The Manufacturers Association of Nigeria (MAN) has declared that the Executive Order 003, which mandated all government establishments to make Nigerian manufactured goods their first choice in public procurement process has not boosted the patronage of Nigerian manufactured products due to poor implementation.
MAN, in its Manufacturers’ CEOs Confidence Index (MCCI) report on the manufacturing sector for the third Quarter of 2019, stated that 62 per cent of those it interviewed disagreed that patronage of Nigerian manufactured products has improved as a result of the Executive Order 003.
The report stated that only 28 per cent of its respondents agreed that patronage has improved while the remaining 10 per cent were not sure of the status of its implementation.
“Unsurprisingly, formulation of laudable policies has never been an issue for Nigeria but evidence has shown that poor policy implementation has been the challenge in the country.
“Therefore, there is need to properly review the implementation processes of the Executive Order 003 to ensure that Government patronage of goods manufactured in Nigeria improves to boost the performance of the Nigerian manufacturing companies for increased contribution to national output and increased employment opportunities,” the MCCI stated.

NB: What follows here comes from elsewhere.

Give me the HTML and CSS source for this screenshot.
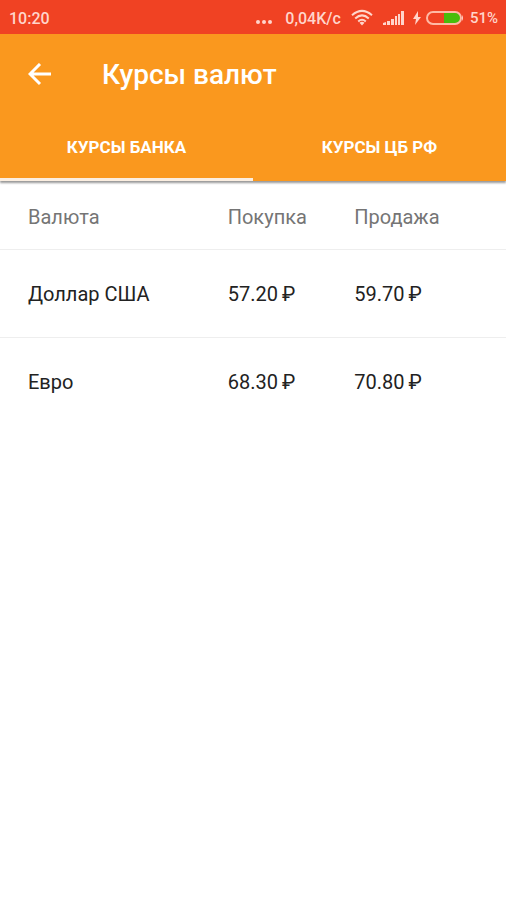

The report also noted that the government’s manner of implementing the capital projects does not encourage productivity in the manufacturing sector.
MAN attributed the ineffective implementation of capital projects to delay in budget approvals; the small size of budgetary allocation for capital expenditure and the poor implementation of capital projects.

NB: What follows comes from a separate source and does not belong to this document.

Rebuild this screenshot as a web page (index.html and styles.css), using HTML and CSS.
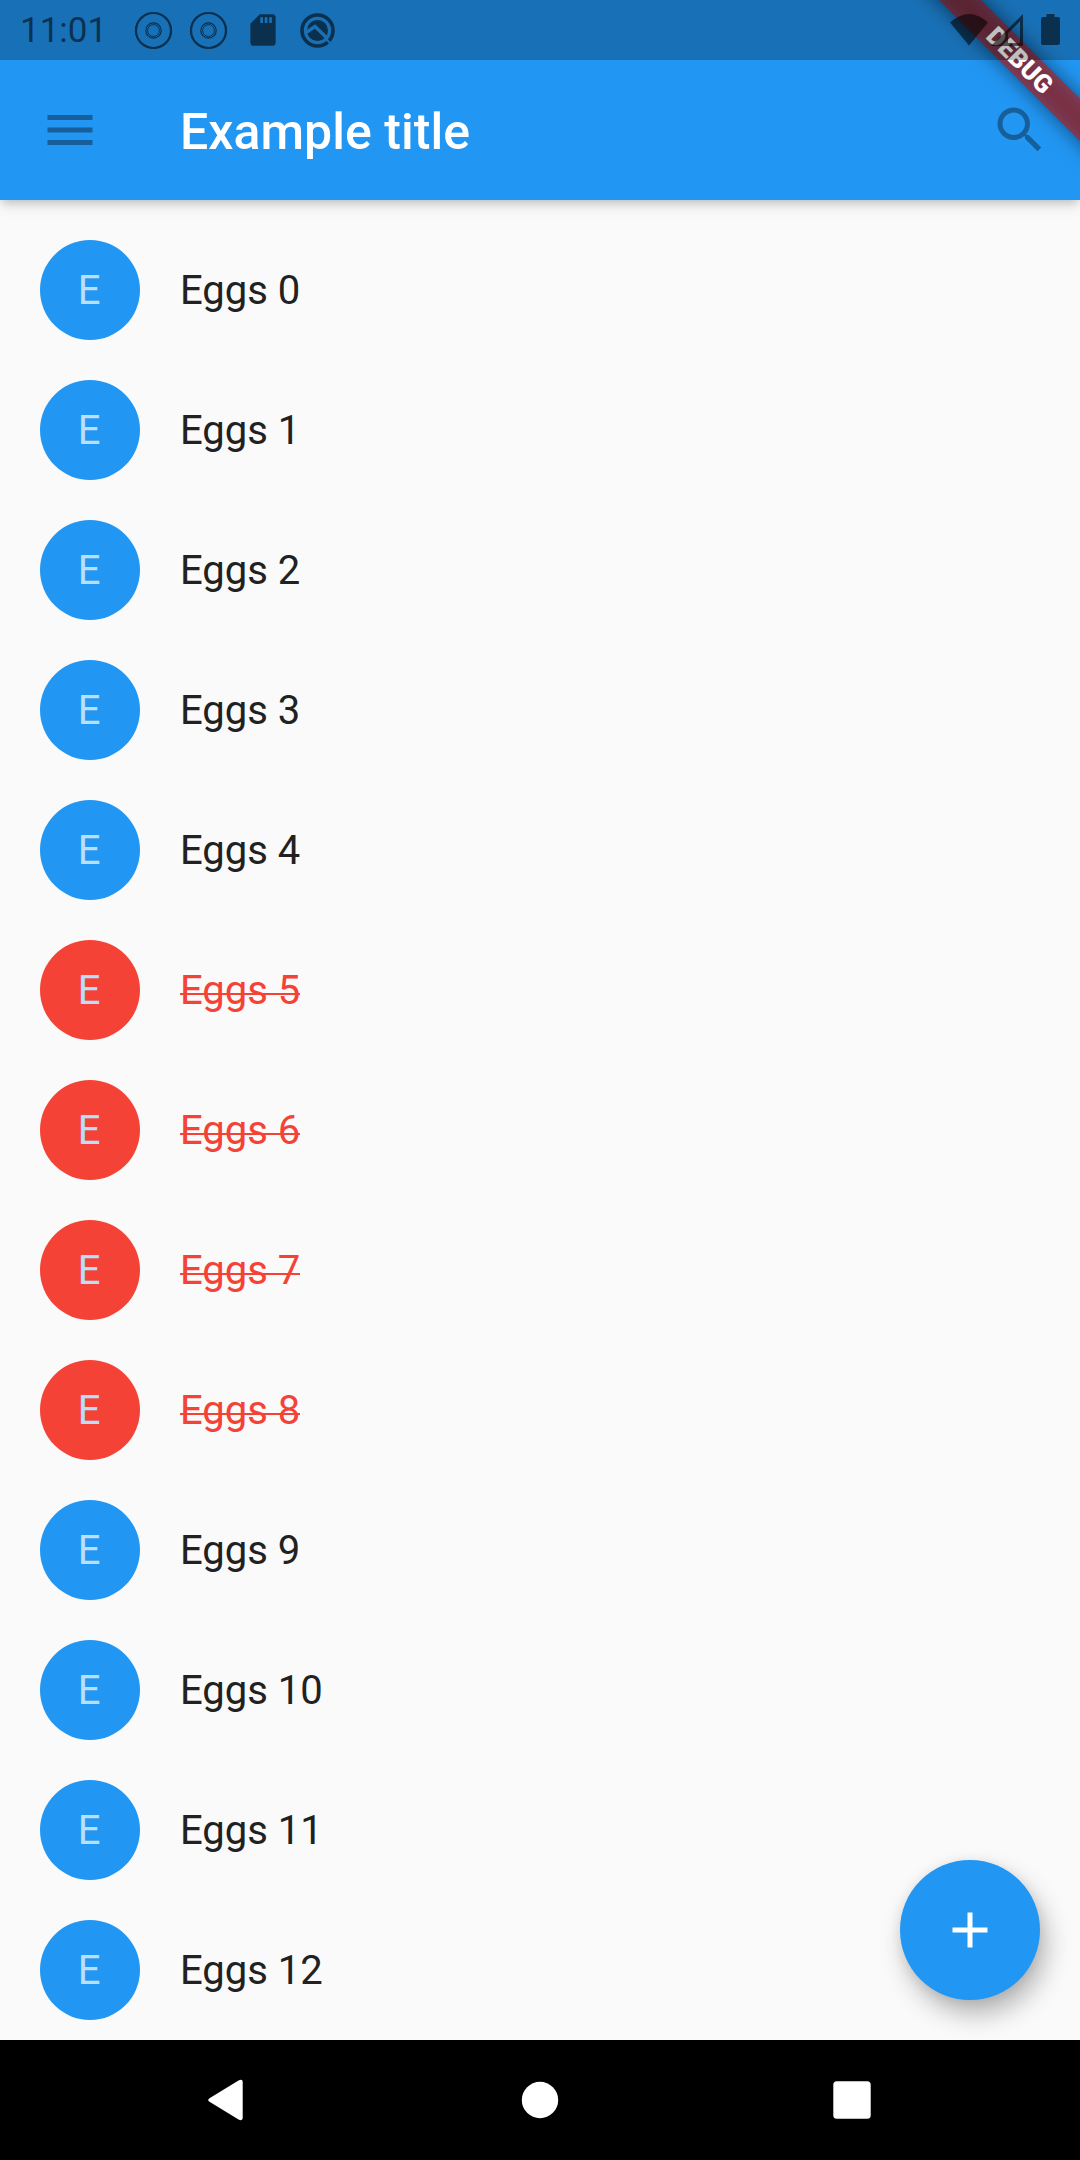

It enumerated the fallout of poor implementation of capital projects to include poor basic infrastructure such as inefficient port infrastructure, inadequate electricity supply, deplorable road networks and low patronage of domestic products by the government.
The report stated that, “Ideally, government expenditures and procurements are veritable catalysts for improved productivity, growth and employment.
“For instance, capital project that is well funded and properly implemented will translate to improved patronage of manufacturers producing products like cement, iron rods, billets, tiles, nails, iron mesh, pipes, angle irons, doors, window frames and employ local engineers to mention but a few.”
The quarterly report also stated that the country’s operating environment was not conducive to the manufacturing sector.
According to the report, 88 per cent of the CEOs interviewed in the report agreed that multiple/over-regulation by agencies of government depressed productivity in the manufacturing sector.
“Quite often, agencies of the federal, state and local authorities regulate the same manufacturing process resulting to man-hour loses, supervisory duplication and multiple regulatory charges.
“It is expedient that government harmonise the operations, regulatory checklists and mandates agencies of government at all levels to promote friendlier operating environment,” the report said.
Similarly, the report said that 89 percent of its respondents also agreed that multiple taxes and levies depressed production in the manufacturing sector.
The MCCI showed that manufacturers pay over 30 different taxes, levies and fees to agencies of the federal, state and local governments on account of increased revenue target.
“Consequently, there is the need to streamline the observed multiplicity of taxes and ensure that only approved taxes/levies/fees are charged.
“Moreover, government should begin to consider reducing the various tax rates which has been the global order in recent times to encourage investment, particularly into the manufacturing sector.”
However, the MCCI noted that there has been some level of improvement in the nation’s port operation following the on-going government’s reforms. Notwithstanding, poor access, heavy traffic and undue congestion at the ports are still prevalent.
This assertion was corroborated by the response of MAN CEOs interviewed in the report, compared with previous responses in the first and second quarter of this year.
It stated that 87 per cent of the CEOs interviewed agreed that congestion at the ports significantly affects productivity negatively as against 94 percent that was reported in the last quarter.
The slight improvement notwithstanding, port related challenges are still present; particularly delay in clearance of imported raw-materials and machinery that were not locally available by manufacturers.
The delay in port operation was also associated with high and unwarranted demurrage which often times slows down manufacturing operations and increases cost of production in the sector. “There is need to address observed port related challenges: dilapidated infrastructure, inadequate space, weak trade facilitation infrastructure, poor road network and the associated gridlock to enhance competitiveness.”
The report also agreed that the backward integration policy and the import substitution strategy of the government is gaining traction as evidenced by responses from CEOs of manufacturing concerns.
However, 43 percent of respondents still disagreed with the item statement on improved local sourcing. Thirty-eight percent of those interviewed agreed that the level of local sourcing of manufacturing inputs has improved while 19 percent were not sure.
“This showed that there still exists room for improvement. Therefore, government needs to sustain the implementation of the backward integration policy by properly funding relevant institutions, initiating policies that will give priority attention to the development of local raw-materials in commercial quantity, creating friendlier environment for investment on the value-chains of these materials as well as ensure that adequate forex is made available for importation of vital raw materials that are at the moment, not available locally.
Moreover, MAN has called on the Central Bank of Nigeria (CBN) to improve and sustain its current policies aimed at increasing access of loan to the productive sector of the economy in order to stimulate national output.